Private rail lines want Diet ranks to pay up

Gripe dates back 20 years while JR, airlines get bills taken care of


Staff Writer

Both the Lower and Upper houses have failed for the last 20 years to respond to requests from an association of private railways to pay for the free train passes member companies provide to lawmakers.

The Association of Japanese Private Railways said it has been asking both Diet chambers to fork over money for the passes, but neither house has ever processed the requests.

All 722 Diet members have free access to most domestic transportation. Every year, the chambers budget ¥1.3 billion to pay for passes on Japan Railway Group carriers, which are technically private, as well as for Japan Airlines and All Nippon Airways.

However, the Diet has never earmarked funds to pay for passes provided by other private railways and bus companies. The association’s member carriers provide lawmakers with passes every year.

The free-pass system started in 1946 for private railways and in 1961 for private bus lines at the request of the Lower House. The association agreed not to charge Diet members in either chamber after deciding that providing the passes would benefit them because lawmakers using their services would presumably better understand their needs.

About 20 years ago, however, the association started verbally asking both chambers to pay for the passes or abolish the system because it had become too expensive.

The group admits it has not kept records logging how much it cost to provide the passes or how frequently they have been used by lawmakers.

“It isn’t fair for the other customers who pay for their services. It’s . . . common sense,” the association’s spokesman said. Yet he acknowledged the association has never taken any action beyond mere informal requests.

The association said it plans to send an official document to request payment.

Both chambers said the requests have been informal as the association has never filed a formal document.

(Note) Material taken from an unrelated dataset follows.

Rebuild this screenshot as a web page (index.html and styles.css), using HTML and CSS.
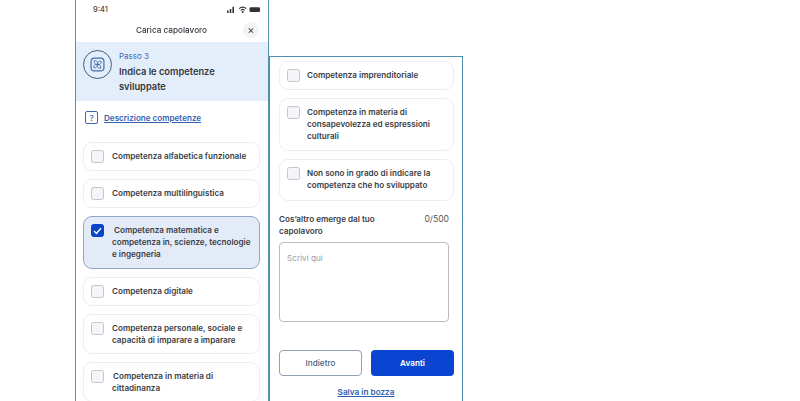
FILE: index.html
```html
<!DOCTYPE html>
<html lang="it">
<head>
<meta charset="utf-8">
<title>Carica capolavoro</title>
<link rel="stylesheet" href="styles.css">
</head>
<body>
<div class="stage">
  <section class="phone phone-left">
    <div class="status">
      <span class="time">9:41</span>
      <svg class="status-icons" width="33" height="7" viewBox="0 0 33 7">
        <rect x="0" y="4.500" width="1.600" height="2.500" fill="#333"/><rect x="2.700" y="3" width="1.600" height="4" fill="#333"/><rect x="5.400" y="0.800" width="1.600" height="6.200" fill="#333"/>
        <path d="M12.200 2.600a5 5 0 0 1 7 0M13.800 4.300a2.800 2.800 0 0 1 3.800 0" fill="none" stroke="#333" stroke-width="1.100"/><circle cx="15.700" cy="6" r="1" fill="#333"/>
        <rect x="22.500" y="1.200" width="10.500" height="4.800" rx="1.200" fill="#333"/>
      </svg>
    </div>
    <header class="title-bar">
      <h1 class="title">Carica capolavoro</h1>
      <span class="close">×</span>
    </header>
    <div class="step">
      <span class="step-ring">
        <svg width="15" height="15" viewBox="0 0 14 14" fill="none" stroke="#3f6aa8" stroke-width="1.100">
          <rect x="1" y="1" width="12" height="12" rx="3"/>
          <path d="M7 7C4.500 7 3.500 5.500 4 3.500 6 3 7.500 4.500 7 7ZM7 7C7 4.500 8.500 3.500 10.500 4 11 6 9.500 7.500 7 7ZM7 7C9.500 7 10.500 8.500 10 10.500 8 11 6.500 9.500 7 7ZM7 7C7 9.500 5.500 10.500 3.500 10 3 8 4.500 6.500 7 7Z" stroke-width=".8"/>
        </svg>
      </span>
      <div class="step-text">
        <p class="step-num">Passo 3</p>
        <h2 class="step-title">Indica le competenze sviluppate</h2>
      </div>
    </div>
    <a class="desc-link">
      <span class="help">?</span>
      <span class="link-text">Descrizione competenze</span>
    </a>
    <ul class="cards cards-left">
      <li class="card"><span class="check"></span><span class="label">Competenza alfabetica funzionale</span></li>
      <li class="card"><span class="check"></span><span class="label">Competenza multilinguistica</span></li>
      <li class="card card-selected">
        <span class="check check-on"><svg width="9" height="8" viewBox="0 0 9 8"><path d="M1 4l2.400 2.400L8 1.200" fill="none" stroke="#fff" stroke-width="1.400"/></svg></span>
        <span class="label label-indent">Competenza matematica e competenza in, scienze, tecnologie e ingegneria</span>
      </li>
      <li class="card"><span class="check"></span><span class="label">Competenza digitale</span></li>
      <li class="card"><span class="check"></span><span class="label">Competenza personale, sociale e capacità di imparare a imparare</span></li>
      <li class="card"><span class="check"></span><span class="label label-nudge">Competenza in materia di cittadinanza</span></li>
    </ul>
  </section>

  <section class="phone phone-right">
    <ul class="cards cards-right">
      <li class="card"><span class="check"></span><span class="label">Competenza imprenditoriale</span></li>
      <li class="card"><span class="check"></span><span class="label">Competenza in materia di consapevolezza ed espressioni culturali</span></li>
      <li class="card card-last"><span class="check"></span><span class="label">Non sono in grado di indicare la competenza che ho sviluppato</span></li>
    </ul>
    <div class="field-head">
      <span class="field-label">Cos’altro emerge dal tuo capolavoro</span>
      <span class="counter">0/500</span>
    </div>
    <div class="textarea">Scrivi qui</div>
    <div class="buttons">
      <button class="btn btn-ghost">Indietro</button>
      <button class="btn btn-primary">Avanti</button>
    </div>
    <a class="draft">Salva in bozza</a>
  </section>
</div>
</body>
</html>
```
FILE: styles.css
```css
* { box-sizing: border-box; margin: 0; padding: 0; }
html, body { width: 800px; height: 401px; overflow: hidden; background: #fff; }
body { font-family: Inter, "Liberation Sans", sans-serif; color: #33363d; }
ul { list-style: none; }

.stage { display: flex; align-items: flex-start; padding-left: 75px; height: 401px; overflow: hidden; filter: blur(.35px); }

.phone { width: 194px; height: 420px; border: 1.5px solid #4f8fb0; border-top: 0; background: #fff; flex: none; }
.phone-right { margin-top: 56px; border-top: 1.5px solid #4f8fb0; }

.status { display: flex; justify-content: space-between; align-items: center; height: 18px; padding: 0 8px 0 17px; }
.time { font-size: 7.500px; font-weight: 500; color: #444; }

.title-bar { position: relative; height: 24px; display: flex; align-items: center; justify-content: center; }
.title { font-size: 8.200px; font-weight: 500; color: #33363d; margin-left: -1px; }
.close { position: absolute; right: 9px; top: 4px; width: 16px; height: 16px; border-radius: 50%; background: #f3f4f6; display: flex; align-items: center; justify-content: center; font-size: 11px; color: #444; }

.step { display: flex; gap: 7px; height: 59px; background: #e4eefa; padding: 8px 8px 0 7px; }
.step-ring { width: 29px; height: 29px; border: 1.200px solid #3e5f80; border-radius: 50%; display: flex; align-items: center; justify-content: center; flex: none; }
.step-num { font-size: 8px; line-height: 12px; color: #3f68b4; }
.step-title { font-size: 9.300px; line-height: 15px; font-weight: 600; color: #33363d; width: 125px; margin-top: 1.500px; }

.desc-link { display: flex; align-items: center; gap: 6px; height: 13px; margin: 10px 0 18px 9px; }
.help { width: 13px; height: 13px; border: 1px solid #3f68b4; border-radius: 2px; display: flex; align-items: center; justify-content: center; font-size: 8px; font-weight: 500; color: #3f68b4; }
.link-text { font-size: 8.100px; font-weight: 600; color: #2f5fae; text-decoration: underline; }

.cards { display: flex; flex-direction: column; gap: 8px; }
.cards-left { margin-left: 7px; width: 177px; }
.cards-right { margin: 4px 0 0 9px; width: 175px; }

.card { display: flex; gap: 8px; padding: 7px; border: 1px solid #eceef1; border-radius: 9px; background: #fff; min-height: 29px; align-items: flex-start; }
.cards-right .card { gap: 7px; }
.card-selected { background: #e3ebf9; border-color: #8fa6c4; }
.card-last { padding-bottom: 9px; }

.check { width: 13px; height: 13px; border: 1px solid #c3c6cd; border-radius: 2.500px; background: #f5f5f9; flex: none; display: flex; align-items: center; justify-content: center; }
.check-on { background: #0b44c8; border-color: #0b44c8; }

.label { font-size: 8.150px; line-height: 12.200px; font-weight: 600; color: #3a3d44; }
.label-indent { text-indent: 2px; }
.label-nudge { text-indent: 1px; }

.field-head { display: flex; justify-content: space-between; margin: 12px 13px 0 9px; font-size: 8.150px; line-height: 12px; }
.field-label { width: 115px; font-weight: 600; color: #3a3d44; }
.counter { font-size: 8.600px; font-weight: 400; color: #555; }

.textarea { margin: 5px 0 0 9px; width: 170px; height: 80px; border: 1px solid #b9bcc3; border-radius: 4px; padding: 9px 7px; font-size: 8.200px; line-height: 12px; color: #9b9ca3; }

.buttons { display: flex; gap: 9px; margin: 28px 0 0 9px; }
.btn { width: 83px; height: 26px; border-radius: 4px; font-family: inherit; font-size: 8.200px; font-weight: 600; }
.btn-ghost { background: #fff; border: 1px solid #8fa0b4; color: #3f5f88; font-weight: 500; }
.btn-primary { background: #0a45d2; border: 0; color: #fff; }

.draft { display: block; margin-top: 11px; text-align: center; font-size: 8.200px; font-weight: 600; color: #2f5fae; text-decoration: underline; }
```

“It’s impossible for us to process such requests and pass them on to the lawmakers without any official documentation,” said Takayuki Oba of the Lower House administrative office.

Both chambers have been paying for passes from JR group companies since 1988, when legislation for such outlays took effect after the privatization of Japanese National Railways. Fees for domestic airline tickets have been paid since 1989 when a similar bill was passed. No bills to cover payments to the other private railways or to bus companies have ever been submitted.